Please give the listing again in its entirety, exactly as written.

* start MATERIAL *

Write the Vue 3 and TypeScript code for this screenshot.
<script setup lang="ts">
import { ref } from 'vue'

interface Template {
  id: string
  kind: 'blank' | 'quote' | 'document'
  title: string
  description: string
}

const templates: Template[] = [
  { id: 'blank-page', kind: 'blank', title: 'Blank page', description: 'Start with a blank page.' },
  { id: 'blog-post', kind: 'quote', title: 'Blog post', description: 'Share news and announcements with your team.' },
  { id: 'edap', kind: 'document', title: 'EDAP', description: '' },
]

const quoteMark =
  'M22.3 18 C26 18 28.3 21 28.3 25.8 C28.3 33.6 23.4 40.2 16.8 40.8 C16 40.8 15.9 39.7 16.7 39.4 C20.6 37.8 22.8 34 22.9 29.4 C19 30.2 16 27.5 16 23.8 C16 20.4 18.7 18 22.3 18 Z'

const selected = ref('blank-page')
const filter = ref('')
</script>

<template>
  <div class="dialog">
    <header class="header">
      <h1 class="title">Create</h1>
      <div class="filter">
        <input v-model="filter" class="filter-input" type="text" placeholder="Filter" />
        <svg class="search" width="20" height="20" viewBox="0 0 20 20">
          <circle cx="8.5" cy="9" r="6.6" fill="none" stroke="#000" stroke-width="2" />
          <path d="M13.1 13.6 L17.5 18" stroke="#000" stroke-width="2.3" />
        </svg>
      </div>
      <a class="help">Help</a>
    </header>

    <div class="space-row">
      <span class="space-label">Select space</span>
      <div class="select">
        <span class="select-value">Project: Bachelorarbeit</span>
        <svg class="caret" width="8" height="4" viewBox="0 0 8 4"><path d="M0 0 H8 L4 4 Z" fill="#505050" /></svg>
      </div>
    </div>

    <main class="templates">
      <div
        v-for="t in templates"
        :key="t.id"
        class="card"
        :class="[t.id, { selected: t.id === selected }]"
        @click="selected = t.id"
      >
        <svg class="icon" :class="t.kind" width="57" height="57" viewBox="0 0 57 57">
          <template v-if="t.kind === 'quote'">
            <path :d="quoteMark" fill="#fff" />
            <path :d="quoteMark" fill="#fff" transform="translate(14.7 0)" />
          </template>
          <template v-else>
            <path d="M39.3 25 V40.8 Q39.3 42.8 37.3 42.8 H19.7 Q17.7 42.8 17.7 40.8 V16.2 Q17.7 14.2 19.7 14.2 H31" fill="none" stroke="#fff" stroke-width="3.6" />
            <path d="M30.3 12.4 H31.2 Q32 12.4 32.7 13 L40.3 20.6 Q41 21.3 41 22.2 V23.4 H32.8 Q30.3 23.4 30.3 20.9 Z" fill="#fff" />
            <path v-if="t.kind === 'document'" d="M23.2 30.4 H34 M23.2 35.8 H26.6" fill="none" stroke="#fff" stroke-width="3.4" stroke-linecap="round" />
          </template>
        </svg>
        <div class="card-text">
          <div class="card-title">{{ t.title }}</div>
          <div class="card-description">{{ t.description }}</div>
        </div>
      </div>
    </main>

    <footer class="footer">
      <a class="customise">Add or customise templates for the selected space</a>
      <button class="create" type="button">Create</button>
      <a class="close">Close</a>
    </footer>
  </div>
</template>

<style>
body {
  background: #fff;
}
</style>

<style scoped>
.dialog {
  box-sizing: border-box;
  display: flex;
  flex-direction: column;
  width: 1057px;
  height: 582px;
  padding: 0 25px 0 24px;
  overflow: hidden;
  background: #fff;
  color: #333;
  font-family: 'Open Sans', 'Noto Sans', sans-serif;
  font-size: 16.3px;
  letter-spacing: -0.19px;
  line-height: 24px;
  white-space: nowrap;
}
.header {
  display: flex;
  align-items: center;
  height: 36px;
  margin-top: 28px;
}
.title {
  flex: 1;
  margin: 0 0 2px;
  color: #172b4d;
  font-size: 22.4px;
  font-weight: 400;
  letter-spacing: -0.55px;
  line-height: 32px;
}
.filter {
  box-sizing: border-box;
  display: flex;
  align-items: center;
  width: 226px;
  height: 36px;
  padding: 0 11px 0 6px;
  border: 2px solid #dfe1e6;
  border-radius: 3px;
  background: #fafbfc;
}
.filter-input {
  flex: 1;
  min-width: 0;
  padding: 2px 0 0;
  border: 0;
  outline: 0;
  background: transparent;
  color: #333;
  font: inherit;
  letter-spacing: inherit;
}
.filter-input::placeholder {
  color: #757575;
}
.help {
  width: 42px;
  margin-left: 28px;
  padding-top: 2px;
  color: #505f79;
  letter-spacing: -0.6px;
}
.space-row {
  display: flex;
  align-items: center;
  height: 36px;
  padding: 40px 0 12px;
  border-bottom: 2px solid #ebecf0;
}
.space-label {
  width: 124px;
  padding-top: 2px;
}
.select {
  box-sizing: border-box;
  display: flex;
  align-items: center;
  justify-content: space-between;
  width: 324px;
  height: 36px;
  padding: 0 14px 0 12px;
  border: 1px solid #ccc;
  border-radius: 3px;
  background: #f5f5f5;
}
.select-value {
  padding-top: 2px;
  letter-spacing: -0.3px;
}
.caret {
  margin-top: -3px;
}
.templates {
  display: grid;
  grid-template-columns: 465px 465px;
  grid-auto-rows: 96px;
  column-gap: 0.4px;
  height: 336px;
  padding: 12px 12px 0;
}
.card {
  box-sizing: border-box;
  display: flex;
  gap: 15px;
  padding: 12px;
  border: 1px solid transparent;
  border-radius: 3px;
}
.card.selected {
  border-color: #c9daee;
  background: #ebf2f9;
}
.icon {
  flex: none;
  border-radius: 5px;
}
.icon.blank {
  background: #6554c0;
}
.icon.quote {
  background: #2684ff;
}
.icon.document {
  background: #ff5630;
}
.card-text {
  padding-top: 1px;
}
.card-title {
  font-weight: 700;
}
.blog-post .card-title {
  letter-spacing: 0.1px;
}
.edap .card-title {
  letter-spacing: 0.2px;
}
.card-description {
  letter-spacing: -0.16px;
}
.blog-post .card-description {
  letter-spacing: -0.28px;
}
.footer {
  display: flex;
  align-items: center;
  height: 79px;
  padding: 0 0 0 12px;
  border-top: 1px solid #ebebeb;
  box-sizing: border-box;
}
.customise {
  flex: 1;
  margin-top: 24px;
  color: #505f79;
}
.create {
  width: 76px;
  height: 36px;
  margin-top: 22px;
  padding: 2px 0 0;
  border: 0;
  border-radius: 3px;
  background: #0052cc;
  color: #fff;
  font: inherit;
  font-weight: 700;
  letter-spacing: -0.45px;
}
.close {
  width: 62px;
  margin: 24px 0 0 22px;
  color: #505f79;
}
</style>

* end MATERIAL *

### RESPONSE FOR THIS EXERCISE:
Write the Vue 3 and TypeScript code for this screenshot.
<script setup lang="ts">
import { ref } from 'vue'

interface Template {
  id: string
  kind: 'blank' | 'quote' | 'document'
  title: string
  description: string
}

const templates: Template[] = [
  { id: 'blank-page', kind: 'blank', title: 'Blank page', description: 'Start with a blank page.' },
  { id: 'blog-post', kind: 'quote', title: 'Blog post', description: 'Share news and announcements with your team.' },
  { id: 'edap', kind: 'document', title: 'EDAP', description: '' },
]

const quoteMark =
  'M22.3 18 C26 18 28.3 21 28.3 25.8 C28.3 33.6 23.4 40.2 16.8 40.8 C16 40.8 15.9 39.7 16.7 39.4 C20.6 37.8 22.8 34 22.9 29.4 C19 30.2 16 27.5 16 23.8 C16 20.4 18.7 18 22.3 18 Z'

const selected = ref('blank-page')
const filter = ref('')
</script>

<template>
  <div class="dialog">
    <header class="header">
      <h1 class="title">Create</h1>
      <div class="filter">
        <input v-model="filter" class="filter-input" type="text" placeholder="Filter" />
        <svg class="search" width="20" height="20" viewBox="0 0 20 20">
          <circle cx="8.5" cy="9" r="6.6" fill="none" stroke="#000" stroke-width="2" />
          <path d="M13.1 13.6 L17.5 18" stroke="#000" stroke-width="2.3" />
        </svg>
      </div>
      <a class="help">Help</a>
    </header>

    <div class="space-row">
      <span class="space-label">Select space</span>
      <div class="select">
        <span class="select-value">Project: Bachelorarbeit</span>
        <svg class="caret" width="8" height="4" viewBox="0 0 8 4"><path d="M0 0 H8 L4 4 Z" fill="#505050" /></svg>
      </div>
    </div>

    <main class="templates">
      <div
        v-for="t in templates"
        :key="t.id"
        class="card"
        :class="[t.id, { selected: t.id === selected }]"
        @click="selected = t.id"
      >
        <svg class="icon" :class="t.kind" width="57" height="57" viewBox="0 0 57 57">
          <template v-if="t.kind === 'quote'">
            <path :d="quoteMark" fill="#fff" />
            <path :d="quoteMark" fill="#fff" transform="translate(14.7 0)" />
          </template>
          <template v-else>
            <path d="M39.3 25 V40.8 Q39.3 42.8 37.3 42.8 H19.7 Q17.7 42.8 17.7 40.8 V16.2 Q17.7 14.2 19.7 14.2 H31" fill="none" stroke="#fff" stroke-width="3.6" />
            <path d="M30.3 12.4 H31.2 Q32 12.4 32.7 13 L40.3 20.6 Q41 21.3 41 22.2 V23.4 H32.8 Q30.3 23.4 30.3 20.9 Z" fill="#fff" />
            <path v-if="t.kind === 'document'" d="M23.2 30.4 H34 M23.2 35.8 H26.6" fill="none" stroke="#fff" stroke-width="3.4" stroke-linecap="round" />
          </template>
        </svg>
        <div class="card-text">
          <div class="card-title">{{ t.title }}</div>
          <div class="card-description">{{ t.description }}</div>
        </div>
      </div>
    </main>

    <footer class="footer">
      <a class="customise">Add or customise templates for the selected space</a>
      <button class="create" type="button">Create</button>
      <a class="close">Close</a>
    </footer>
  </div>
</template>

<style>
body {
  background: #fff;
}
</style>

<style scoped>
.dialog {
  box-sizing: border-box;
  display: flex;
  flex-direction: column;
  width: 1057px;
  height: 582px;
  padding: 0 25px 0 24px;
  overflow: hidden;
  background: #fff;
  color: #333;
  font-family: 'Open Sans', 'Noto Sans', sans-serif;
  font-size: 16.3px;
  letter-spacing: -0.19px;
  line-height: 24px;
  white-space: nowrap;
}
.header {
  display: flex;
  align-items: center;
  height: 36px;
  margin-top: 28px;
}
.title {
  flex: 1;
  margin: 0 0 2px;
  color: #172b4d;
  font-size: 22.4px;
  font-weight: 400;
  letter-spacing: -0.55px;
  line-height: 32px;
}
.filter {
  box-sizing: border-box;
  display: flex;
  align-items: center;
  width: 226px;
  height: 36px;
  padding: 0 11px 0 6px;
  border: 2px solid #dfe1e6;
  border-radius: 3px;
  background: #fafbfc;
}
.filter-input {
  flex: 1;
  min-width: 0;
  padding: 2px 0 0;
  border: 0;
  outline: 0;
  background: transparent;
  color: #333;
  font: inherit;
  letter-spacing: inherit;
}
.filter-input::placeholder {
  color: #757575;
}
.help {
  width: 42px;
  margin-left: 28px;
  padding-top: 2px;
  color: #505f79;
  letter-spacing: -0.6px;
}
.space-row {
  display: flex;
  align-items: center;
  height: 36px;
  padding: 40px 0 12px;
  border-bottom: 2px solid #ebecf0;
}
.space-label {
  width: 124px;
  padding-top: 2px;
}
.select {
  box-sizing: border-box;
  display: flex;
  align-items: center;
  justify-content: space-between;
  width: 324px;
  height: 36px;
  padding: 0 14px 0 12px;
  border: 1px solid #ccc;
  border-radius: 3px;
  background: #f5f5f5;
}
.select-value {
  padding-top: 2px;
  letter-spacing: -0.3px;
}
.caret {
  margin-top: -3px;
}
.templates {
  display: grid;
  grid-template-columns: 465px 465px;
  grid-auto-rows: 96px;
  column-gap: 0.4px;
  height: 336px;
  padding: 12px 12px 0;
}
.card {
  box-sizing: border-box;
  display: flex;
  gap: 15px;
  padding: 12px;
  border: 1px solid transparent;
  border-radius: 3px;
}
.card.selected {
  border-color: #c9daee;
  background: #ebf2f9;
}
.icon {
  flex: none;
  border-radius: 5px;
}
.icon.blank {
  background: #6554c0;
}
.icon.quote {
  background: #2684ff;
}
.icon.document {
  background: #ff5630;
}
.card-text {
  padding-top: 1px;
}
.card-title {
  font-weight: 700;
}
.blog-post .card-title {
  letter-spacing: 0.1px;
}
.edap .card-title {
  letter-spacing: 0.2px;
}
.card-description {
  letter-spacing: -0.16px;
}
.blog-post .card-description {
  letter-spacing: -0.28px;
}
.footer {
  display: flex;
  align-items: center;
  height: 79px;
  padding: 0 0 0 12px;
  border-top: 1px solid #ebebeb;
  box-sizing: border-box;
}
.customise {
  flex: 1;
  margin-top: 24px;
  color: #505f79;
}
.create {
  width: 76px;
  height: 36px;
  margin-top: 22px;
  padding: 2px 0 0;
  border: 0;
  border-radius: 3px;
  background: #0052cc;
  color: #fff;
  font: inherit;
  font-weight: 700;
  letter-spacing: -0.45px;
}
.close {
  width: 62px;
  margin: 24px 0 0 22px;
  color: #505f79;
}
</style>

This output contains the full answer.